Transcribe all of the material below word for word and leave out its pictures.

-------------------------

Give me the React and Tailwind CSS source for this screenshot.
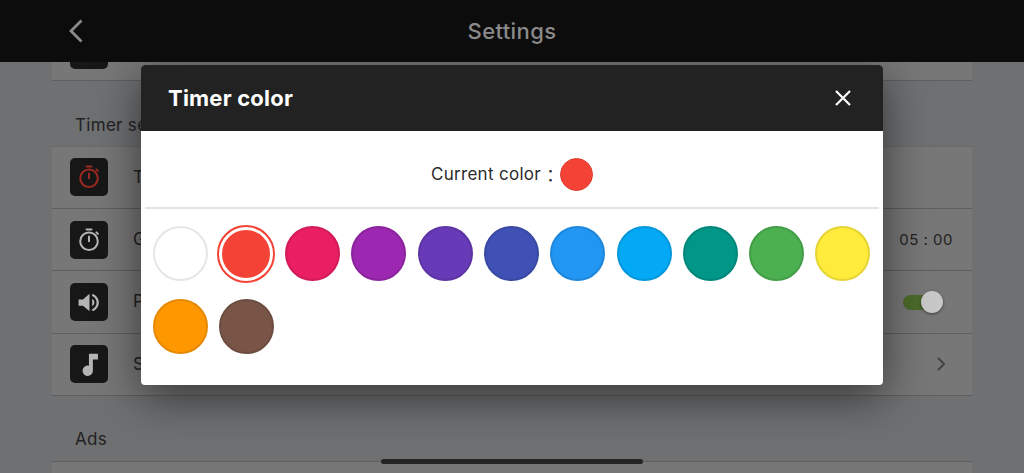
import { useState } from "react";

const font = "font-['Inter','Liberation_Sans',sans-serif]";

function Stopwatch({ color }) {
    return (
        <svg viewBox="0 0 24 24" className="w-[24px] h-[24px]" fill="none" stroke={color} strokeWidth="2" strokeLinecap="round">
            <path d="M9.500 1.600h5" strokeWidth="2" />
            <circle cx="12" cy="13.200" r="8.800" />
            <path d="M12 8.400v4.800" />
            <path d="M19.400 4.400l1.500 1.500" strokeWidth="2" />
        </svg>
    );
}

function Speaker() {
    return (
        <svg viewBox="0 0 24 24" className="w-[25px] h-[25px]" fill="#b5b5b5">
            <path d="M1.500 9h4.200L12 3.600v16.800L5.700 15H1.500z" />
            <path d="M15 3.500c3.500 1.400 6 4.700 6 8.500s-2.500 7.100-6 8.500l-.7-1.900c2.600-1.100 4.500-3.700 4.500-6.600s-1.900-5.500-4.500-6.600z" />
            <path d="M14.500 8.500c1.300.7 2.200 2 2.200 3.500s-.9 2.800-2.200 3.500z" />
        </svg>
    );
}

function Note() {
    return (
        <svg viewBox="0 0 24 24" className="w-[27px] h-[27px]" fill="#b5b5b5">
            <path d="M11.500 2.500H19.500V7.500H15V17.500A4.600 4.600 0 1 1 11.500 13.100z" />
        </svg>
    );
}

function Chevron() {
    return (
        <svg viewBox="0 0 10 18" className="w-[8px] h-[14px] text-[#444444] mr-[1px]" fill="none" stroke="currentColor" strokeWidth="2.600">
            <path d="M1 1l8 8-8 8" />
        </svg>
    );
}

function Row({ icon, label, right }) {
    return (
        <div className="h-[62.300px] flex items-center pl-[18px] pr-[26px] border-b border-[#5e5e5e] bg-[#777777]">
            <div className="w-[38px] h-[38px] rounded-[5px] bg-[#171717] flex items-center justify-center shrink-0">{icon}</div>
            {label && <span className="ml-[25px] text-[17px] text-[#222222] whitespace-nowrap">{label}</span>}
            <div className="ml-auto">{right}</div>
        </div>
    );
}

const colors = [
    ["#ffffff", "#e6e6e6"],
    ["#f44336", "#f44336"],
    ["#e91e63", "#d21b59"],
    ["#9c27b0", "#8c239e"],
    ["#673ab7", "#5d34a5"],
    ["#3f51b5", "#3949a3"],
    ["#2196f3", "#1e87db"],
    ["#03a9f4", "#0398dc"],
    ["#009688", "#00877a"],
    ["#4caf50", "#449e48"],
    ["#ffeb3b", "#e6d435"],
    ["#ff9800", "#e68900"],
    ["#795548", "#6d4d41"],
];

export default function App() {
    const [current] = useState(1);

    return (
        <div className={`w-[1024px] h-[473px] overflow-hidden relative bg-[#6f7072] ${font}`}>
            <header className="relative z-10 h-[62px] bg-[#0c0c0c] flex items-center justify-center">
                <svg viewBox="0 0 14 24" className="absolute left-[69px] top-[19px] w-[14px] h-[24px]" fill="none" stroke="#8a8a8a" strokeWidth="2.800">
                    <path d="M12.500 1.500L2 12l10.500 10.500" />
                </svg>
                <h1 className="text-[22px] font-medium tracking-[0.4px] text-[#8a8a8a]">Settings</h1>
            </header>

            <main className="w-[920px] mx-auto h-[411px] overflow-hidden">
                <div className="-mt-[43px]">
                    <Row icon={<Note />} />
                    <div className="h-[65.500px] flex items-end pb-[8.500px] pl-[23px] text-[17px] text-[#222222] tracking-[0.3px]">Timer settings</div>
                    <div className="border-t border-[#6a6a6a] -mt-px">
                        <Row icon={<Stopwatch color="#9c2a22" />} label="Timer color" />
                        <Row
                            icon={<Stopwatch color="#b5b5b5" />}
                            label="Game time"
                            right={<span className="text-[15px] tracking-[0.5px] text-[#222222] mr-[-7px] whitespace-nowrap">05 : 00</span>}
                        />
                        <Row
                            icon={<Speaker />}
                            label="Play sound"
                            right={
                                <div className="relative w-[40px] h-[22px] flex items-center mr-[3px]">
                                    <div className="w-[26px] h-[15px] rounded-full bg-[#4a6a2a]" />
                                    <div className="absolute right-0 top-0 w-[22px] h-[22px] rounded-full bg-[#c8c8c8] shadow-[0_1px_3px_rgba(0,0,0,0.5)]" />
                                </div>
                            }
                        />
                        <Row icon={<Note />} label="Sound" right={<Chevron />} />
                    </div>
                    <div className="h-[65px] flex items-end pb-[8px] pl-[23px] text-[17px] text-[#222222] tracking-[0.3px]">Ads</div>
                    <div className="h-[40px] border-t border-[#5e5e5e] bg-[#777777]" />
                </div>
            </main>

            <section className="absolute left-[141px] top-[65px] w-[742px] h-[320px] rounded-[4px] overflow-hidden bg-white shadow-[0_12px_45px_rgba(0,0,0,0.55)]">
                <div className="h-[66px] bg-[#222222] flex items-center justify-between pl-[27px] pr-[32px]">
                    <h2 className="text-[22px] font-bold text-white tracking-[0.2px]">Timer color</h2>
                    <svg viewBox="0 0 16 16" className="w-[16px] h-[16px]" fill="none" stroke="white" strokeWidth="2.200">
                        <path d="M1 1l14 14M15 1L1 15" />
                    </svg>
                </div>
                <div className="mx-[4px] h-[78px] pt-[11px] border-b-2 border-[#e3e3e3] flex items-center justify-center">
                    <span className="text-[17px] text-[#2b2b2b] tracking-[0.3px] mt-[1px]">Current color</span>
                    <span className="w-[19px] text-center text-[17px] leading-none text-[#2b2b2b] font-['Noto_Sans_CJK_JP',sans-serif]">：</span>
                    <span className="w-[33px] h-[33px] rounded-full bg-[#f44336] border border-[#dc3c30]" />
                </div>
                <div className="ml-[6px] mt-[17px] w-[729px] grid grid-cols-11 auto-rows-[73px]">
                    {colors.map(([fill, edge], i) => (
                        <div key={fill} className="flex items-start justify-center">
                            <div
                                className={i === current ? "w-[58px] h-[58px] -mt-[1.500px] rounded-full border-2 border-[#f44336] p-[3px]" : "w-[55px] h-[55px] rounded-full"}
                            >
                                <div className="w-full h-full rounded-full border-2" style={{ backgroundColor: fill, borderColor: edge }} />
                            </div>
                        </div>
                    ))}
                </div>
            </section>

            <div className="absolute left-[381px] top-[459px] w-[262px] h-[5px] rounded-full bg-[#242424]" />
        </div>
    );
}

-------------------------

**Exercise solution**
Give me the React and Tailwind CSS source for this screenshot.
import { useState } from "react";

const font = "font-['Inter','Liberation_Sans',sans-serif]";

function Stopwatch({ color }) {
    return (
        <svg viewBox="0 0 24 24" className="w-[24px] h-[24px]" fill="none" stroke={color} strokeWidth="2" strokeLinecap="round">
            <path d="M9.500 1.600h5" strokeWidth="2" />
            <circle cx="12" cy="13.200" r="8.800" />
            <path d="M12 8.400v4.800" />
            <path d="M19.400 4.400l1.500 1.500" strokeWidth="2" />
        </svg>
    );
}

function Speaker() {
    return (
        <svg viewBox="0 0 24 24" className="w-[25px] h-[25px]" fill="#b5b5b5">
            <path d="M1.500 9h4.200L12 3.600v16.800L5.700 15H1.500z" />
            <path d="M15 3.500c3.500 1.400 6 4.700 6 8.500s-2.500 7.100-6 8.500l-.7-1.900c2.600-1.100 4.500-3.700 4.500-6.600s-1.900-5.500-4.500-6.600z" />
            <path d="M14.500 8.500c1.300.7 2.200 2 2.200 3.500s-.9 2.800-2.200 3.500z" />
        </svg>
    );
}

function Note() {
    return (
        <svg viewBox="0 0 24 24" className="w-[27px] h-[27px]" fill="#b5b5b5">
            <path d="M11.500 2.500H19.500V7.500H15V17.500A4.600 4.600 0 1 1 11.500 13.100z" />
        </svg>
    );
}

function Chevron() {
    return (
        <svg viewBox="0 0 10 18" className="w-[8px] h-[14px] text-[#444444] mr-[1px]" fill="none" stroke="currentColor" strokeWidth="2.600">
            <path d="M1 1l8 8-8 8" />
        </svg>
    );
}

function Row({ icon, label, right }) {
    return (
        <div className="h-[62.300px] flex items-center pl-[18px] pr-[26px] border-b border-[#5e5e5e] bg-[#777777]">
            <div className="w-[38px] h-[38px] rounded-[5px] bg-[#171717] flex items-center justify-center shrink-0">{icon}</div>
            {label && <span className="ml-[25px] text-[17px] text-[#222222] whitespace-nowrap">{label}</span>}
            <div className="ml-auto">{right}</div>
        </div>
    );
}

const colors = [
    ["#ffffff", "#e6e6e6"],
    ["#f44336", "#f44336"],
    ["#e91e63", "#d21b59"],
    ["#9c27b0", "#8c239e"],
    ["#673ab7", "#5d34a5"],
    ["#3f51b5", "#3949a3"],
    ["#2196f3", "#1e87db"],
    ["#03a9f4", "#0398dc"],
    ["#009688", "#00877a"],
    ["#4caf50", "#449e48"],
    ["#ffeb3b", "#e6d435"],
    ["#ff9800", "#e68900"],
    ["#795548", "#6d4d41"],
];

export default function App() {
    const [current] = useState(1);

    return (
        <div className={`w-[1024px] h-[473px] overflow-hidden relative bg-[#6f7072] ${font}`}>
            <header className="relative z-10 h-[62px] bg-[#0c0c0c] flex items-center justify-center">
                <svg viewBox="0 0 14 24" className="absolute left-[69px] top-[19px] w-[14px] h-[24px]" fill="none" stroke="#8a8a8a" strokeWidth="2.800">
                    <path d="M12.500 1.500L2 12l10.500 10.500" />
                </svg>
                <h1 className="text-[22px] font-medium tracking-[0.4px] text-[#8a8a8a]">Settings</h1>
            </header>

            <main className="w-[920px] mx-auto h-[411px] overflow-hidden">
                <div className="-mt-[43px]">
                    <Row icon={<Note />} />
                    <div className="h-[65.500px] flex items-end pb-[8.500px] pl-[23px] text-[17px] text-[#222222] tracking-[0.3px]">Timer settings</div>
                    <div className="border-t border-[#6a6a6a] -mt-px">
                        <Row icon={<Stopwatch color="#9c2a22" />} label="Timer color" />
                        <Row
                            icon={<Stopwatch color="#b5b5b5" />}
                            label="Game time"
                            right={<span className="text-[15px] tracking-[0.5px] text-[#222222] mr-[-7px] whitespace-nowrap">05 : 00</span>}
                        />
                        <Row
                            icon={<Speaker />}
                            label="Play sound"
                            right={
                                <div className="relative w-[40px] h-[22px] flex items-center mr-[3px]">
                                    <div className="w-[26px] h-[15px] rounded-full bg-[#4a6a2a]" />
                                    <div className="absolute right-0 top-0 w-[22px] h-[22px] rounded-full bg-[#c8c8c8] shadow-[0_1px_3px_rgba(0,0,0,0.5)]" />
                                </div>
                            }
                        />
                        <Row icon={<Note />} label="Sound" right={<Chevron />} />
                    </div>
                    <div className="h-[65px] flex items-end pb-[8px] pl-[23px] text-[17px] text-[#222222] tracking-[0.3px]">Ads</div>
                    <div className="h-[40px] border-t border-[#5e5e5e] bg-[#777777]" />
                </div>
            </main>

            <section className="absolute left-[141px] top-[65px] w-[742px] h-[320px] rounded-[4px] overflow-hidden bg-white shadow-[0_12px_45px_rgba(0,0,0,0.55)]">
                <div className="h-[66px] bg-[#222222] flex items-center justify-between pl-[27px] pr-[32px]">
                    <h2 className="text-[22px] font-bold text-white tracking-[0.2px]">Timer color</h2>
                    <svg viewBox="0 0 16 16" className="w-[16px] h-[16px]" fill="none" stroke="white" strokeWidth="2.200">
                        <path d="M1 1l14 14M15 1L1 15" />
                    </svg>
                </div>
                <div className="mx-[4px] h-[78px] pt-[11px] border-b-2 border-[#e3e3e3] flex items-center justify-center">
                    <span className="text-[17px] text-[#2b2b2b] tracking-[0.3px] mt-[1px]">Current color</span>
                    <span className="w-[19px] text-center text-[17px] leading-none text-[#2b2b2b] font-['Noto_Sans_CJK_JP',sans-serif]">：</span>
                    <span className="w-[33px] h-[33px] rounded-full bg-[#f44336] border border-[#dc3c30]" />
                </div>
                <div className="ml-[6px] mt-[17px] w-[729px] grid grid-cols-11 auto-rows-[73px]">
                    {colors.map(([fill, edge], i) => (
                        <div key={fill} className="flex items-start justify-center">
                            <div
                                className={i === current ? "w-[58px] h-[58px] -mt-[1.500px] rounded-full border-2 border-[#f44336] p-[3px]" : "w-[55px] h-[55px] rounded-full"}
                            >
                                <div className="w-full h-full rounded-full border-2" style={{ backgroundColor: fill, borderColor: edge }} />
                            </div>
                        </div>
                    ))}
                </div>
            </section>

            <div className="absolute left-[381px] top-[459px] w-[262px] h-[5px] rounded-full bg-[#242424]" />
        </div>
    );
}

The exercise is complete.